-- Problem to solve --
Gather from the listing below each line that includes the word "with", and copy it.

-- Source excerpt --
+ + + + + + +

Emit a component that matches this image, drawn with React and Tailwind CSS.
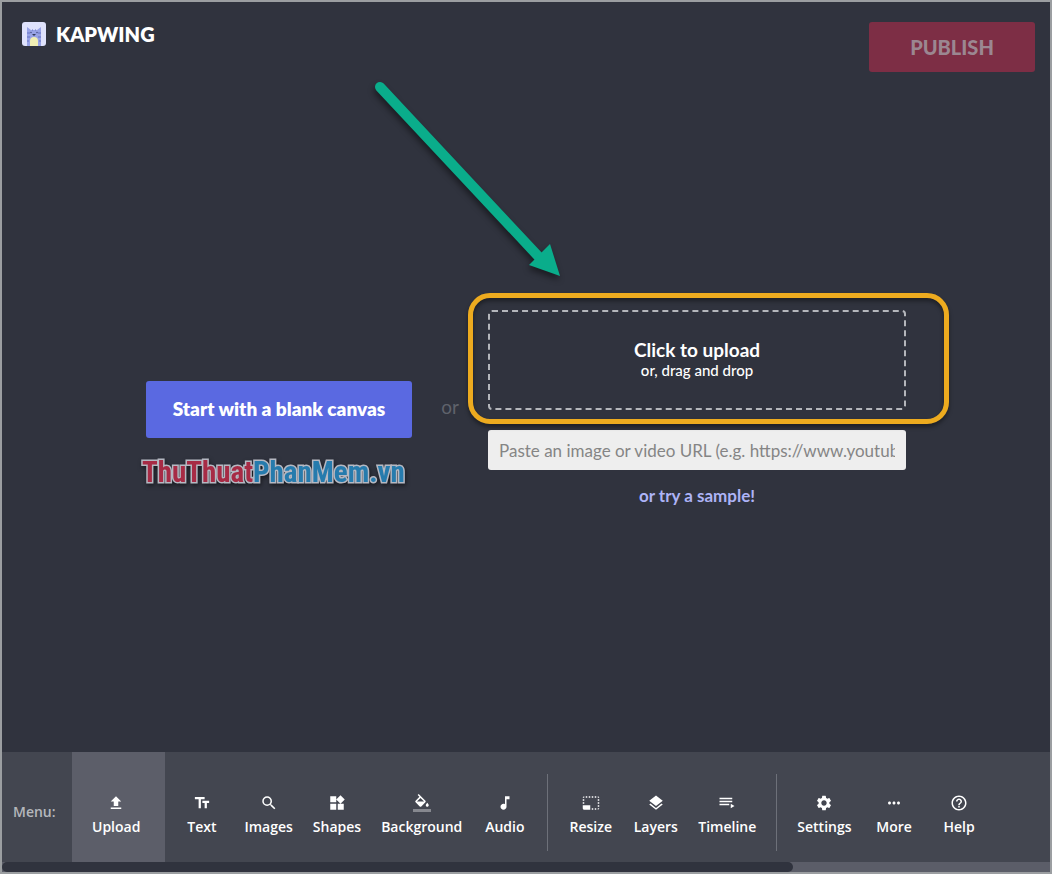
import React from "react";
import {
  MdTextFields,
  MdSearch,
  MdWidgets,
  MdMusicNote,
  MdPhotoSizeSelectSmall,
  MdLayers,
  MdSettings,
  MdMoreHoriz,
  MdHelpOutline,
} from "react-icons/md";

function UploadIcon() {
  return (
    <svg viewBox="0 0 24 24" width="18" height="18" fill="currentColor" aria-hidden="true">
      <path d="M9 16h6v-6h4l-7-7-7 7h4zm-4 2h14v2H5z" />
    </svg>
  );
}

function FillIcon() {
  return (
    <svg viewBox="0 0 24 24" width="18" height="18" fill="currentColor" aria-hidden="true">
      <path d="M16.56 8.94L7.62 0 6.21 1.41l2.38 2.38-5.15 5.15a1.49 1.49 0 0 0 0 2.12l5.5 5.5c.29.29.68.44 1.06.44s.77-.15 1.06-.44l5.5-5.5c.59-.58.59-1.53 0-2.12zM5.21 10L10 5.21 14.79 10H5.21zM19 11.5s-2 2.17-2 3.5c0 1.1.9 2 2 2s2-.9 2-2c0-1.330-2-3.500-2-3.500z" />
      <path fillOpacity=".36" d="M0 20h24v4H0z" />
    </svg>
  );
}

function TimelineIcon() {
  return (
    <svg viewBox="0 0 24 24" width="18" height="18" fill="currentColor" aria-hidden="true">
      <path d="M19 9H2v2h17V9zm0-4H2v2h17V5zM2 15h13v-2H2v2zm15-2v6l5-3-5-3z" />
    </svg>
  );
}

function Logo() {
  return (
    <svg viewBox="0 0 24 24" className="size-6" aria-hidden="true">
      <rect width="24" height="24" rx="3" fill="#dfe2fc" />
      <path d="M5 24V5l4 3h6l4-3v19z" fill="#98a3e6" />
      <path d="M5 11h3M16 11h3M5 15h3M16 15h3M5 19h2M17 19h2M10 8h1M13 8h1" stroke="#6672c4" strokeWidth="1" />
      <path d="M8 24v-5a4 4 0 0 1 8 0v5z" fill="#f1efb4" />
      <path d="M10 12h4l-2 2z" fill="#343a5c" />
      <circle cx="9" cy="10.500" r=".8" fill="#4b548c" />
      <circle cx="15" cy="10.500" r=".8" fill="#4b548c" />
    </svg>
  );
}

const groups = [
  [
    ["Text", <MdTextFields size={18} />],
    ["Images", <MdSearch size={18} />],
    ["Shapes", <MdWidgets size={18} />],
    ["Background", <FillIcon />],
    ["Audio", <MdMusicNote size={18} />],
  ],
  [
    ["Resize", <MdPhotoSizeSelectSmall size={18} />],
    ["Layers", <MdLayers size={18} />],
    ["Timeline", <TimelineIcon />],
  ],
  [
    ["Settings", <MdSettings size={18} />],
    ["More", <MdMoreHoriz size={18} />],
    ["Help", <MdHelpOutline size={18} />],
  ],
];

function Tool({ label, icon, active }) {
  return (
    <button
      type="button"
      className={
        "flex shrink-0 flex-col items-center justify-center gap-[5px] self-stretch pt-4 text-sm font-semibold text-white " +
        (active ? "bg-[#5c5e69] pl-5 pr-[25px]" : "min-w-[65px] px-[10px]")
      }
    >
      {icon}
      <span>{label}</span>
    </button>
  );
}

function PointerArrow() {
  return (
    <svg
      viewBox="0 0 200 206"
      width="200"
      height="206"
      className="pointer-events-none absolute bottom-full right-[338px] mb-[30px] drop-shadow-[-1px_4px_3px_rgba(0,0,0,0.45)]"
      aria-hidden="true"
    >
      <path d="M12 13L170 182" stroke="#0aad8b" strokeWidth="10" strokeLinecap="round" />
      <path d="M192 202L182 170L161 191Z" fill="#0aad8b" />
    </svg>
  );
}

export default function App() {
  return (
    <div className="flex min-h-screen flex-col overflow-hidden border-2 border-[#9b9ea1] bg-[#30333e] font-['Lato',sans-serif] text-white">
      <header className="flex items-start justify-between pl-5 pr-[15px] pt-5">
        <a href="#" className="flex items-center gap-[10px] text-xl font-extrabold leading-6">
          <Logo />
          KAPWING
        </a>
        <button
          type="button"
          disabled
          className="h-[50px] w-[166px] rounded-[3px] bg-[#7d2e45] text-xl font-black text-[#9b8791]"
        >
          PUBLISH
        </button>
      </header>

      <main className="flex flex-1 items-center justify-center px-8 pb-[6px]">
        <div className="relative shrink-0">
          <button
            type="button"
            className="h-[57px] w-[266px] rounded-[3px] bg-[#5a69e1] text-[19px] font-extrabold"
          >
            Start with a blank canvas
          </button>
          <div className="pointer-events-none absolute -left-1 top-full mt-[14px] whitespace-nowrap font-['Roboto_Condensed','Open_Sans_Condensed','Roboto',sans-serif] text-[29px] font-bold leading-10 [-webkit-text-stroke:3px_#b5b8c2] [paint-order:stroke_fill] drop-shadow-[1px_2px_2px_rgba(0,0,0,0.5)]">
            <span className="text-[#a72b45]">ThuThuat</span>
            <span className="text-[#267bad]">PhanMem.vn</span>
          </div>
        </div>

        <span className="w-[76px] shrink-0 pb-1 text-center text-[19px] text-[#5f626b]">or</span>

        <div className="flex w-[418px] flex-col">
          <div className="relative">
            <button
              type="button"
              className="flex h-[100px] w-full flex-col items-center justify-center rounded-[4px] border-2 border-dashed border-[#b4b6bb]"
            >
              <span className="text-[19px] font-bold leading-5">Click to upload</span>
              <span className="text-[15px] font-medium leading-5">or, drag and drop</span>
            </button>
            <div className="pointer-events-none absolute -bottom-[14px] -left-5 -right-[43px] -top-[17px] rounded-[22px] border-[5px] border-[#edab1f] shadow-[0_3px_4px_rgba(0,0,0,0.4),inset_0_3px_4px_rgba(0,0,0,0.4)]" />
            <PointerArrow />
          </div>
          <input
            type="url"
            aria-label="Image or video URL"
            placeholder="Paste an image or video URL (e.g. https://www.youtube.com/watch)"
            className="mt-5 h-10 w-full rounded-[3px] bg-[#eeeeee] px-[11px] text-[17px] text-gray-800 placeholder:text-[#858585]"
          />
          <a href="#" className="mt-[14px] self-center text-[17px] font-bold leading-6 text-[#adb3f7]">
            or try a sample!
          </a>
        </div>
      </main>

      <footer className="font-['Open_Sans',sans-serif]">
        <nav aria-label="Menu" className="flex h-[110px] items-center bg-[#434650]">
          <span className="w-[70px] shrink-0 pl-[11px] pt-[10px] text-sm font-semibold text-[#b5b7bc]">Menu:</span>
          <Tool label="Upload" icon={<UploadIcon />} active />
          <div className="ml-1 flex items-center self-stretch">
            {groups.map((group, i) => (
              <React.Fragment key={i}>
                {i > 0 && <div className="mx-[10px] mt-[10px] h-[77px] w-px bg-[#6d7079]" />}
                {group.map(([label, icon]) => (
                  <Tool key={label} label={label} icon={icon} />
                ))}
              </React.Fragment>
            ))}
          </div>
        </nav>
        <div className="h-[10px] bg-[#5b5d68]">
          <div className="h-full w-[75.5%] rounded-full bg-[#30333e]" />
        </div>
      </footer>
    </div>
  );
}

+ + + + + + +

-- The reply --
Emit a component that matches this image, drawn with React and Tailwind CSS.
            Start with a blank canvas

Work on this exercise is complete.